When Lennox comes to apologize to him, Palmer asks Lennox if he has any information over Daniels that might have caused the abrupt withdrawal of his affidavit. Lennox tells Palmer, that his job is to inform and protect him and that those goals do not always go hand in hand.
Despite regaining his office, Palmer's health continues to deteriorate from the combined effects of the assassination attempt, his early removal from his coma, and the excessive use of adrenaline.
During a meeting with the ambassador, Palmer suggests that they shoot one of the renegade general's sons in front of him, in order to force his cooperation. The ambassador argues that his nation could not possibly sanction that type of behavior, but Palmer counters that his country does much worse to political opposition. The ambassador reluctantly agrees. Wayne soon unexpectedly dismisses the ambassador, and orders Lennox to lock the door, as he gasps for breath. “No one can know,” he wheezes as he collapses onto the floor. The White House doctor soon arrives and refuses to give Wayne any more adrenaline. Wayne refuses medical help, and goes back to work. Lennox again confronts him and urges him to seek medical attention, but Palmer refuses; he knows Daniels would only see it as another chance to steal the Presidency.

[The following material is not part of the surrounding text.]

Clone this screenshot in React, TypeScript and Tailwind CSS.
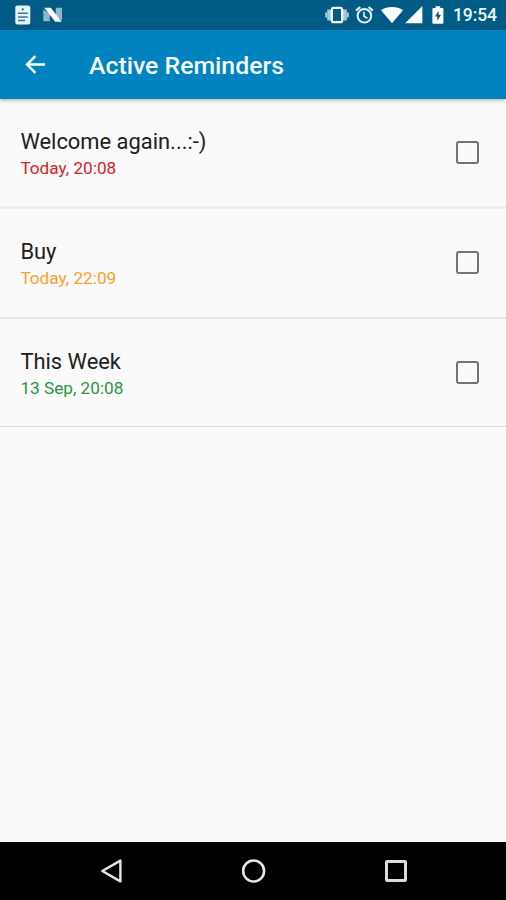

Lennox explains that this will not happen again, due to the evidence he has over Daniels.
When Palmer learns that the nukes have been apprehended, he orders preparations to be made for a press conference and the removal of operations from the bunker and back to the West Wing. He even refuses to wait for an assessment of the situation by the Secret Service. In the Oval Office, Palmer orders Daniels to resign, because he cannot run the country with Daniels undermining his authority. Daniels initially refuses, citing that the Vice President is an elected official and can’t be dismissed by the whim of the President. Palmer reminds him of the tape recording that Lennox acquired. Palmer allows him one week to tender his letter of resignation. At this time, Palmer also authorizes Bauer's mission to rescue Audrey, in spite of the potentially devastating consequences, should the mission go awry.
Palmer announces to the press that Fayed is dead and that the suitcase nukes have been recovered. He thanks law enforcement and the Armed Services, but starts to struggle with his memory during the press questions and stammers. Suddenly, he faints. His doctors suspect cerebral hemorrhage, and they do not think he will regain consciousness. Daniels assumes the powers of President, and Palmer does not appear in the remainder of the season, presumed still in his coma. Yuri Suvarov, the Russian president, says that he wishes the best for Palmer.
Some material released as promotion of 24 (Season 7) revealed that Wayne Palmer died of his injuries shortly after the end of Season 6. Noah Daniels concluded Palmer's term, but ultimately failed to win the general election against Republican Allison Taylor.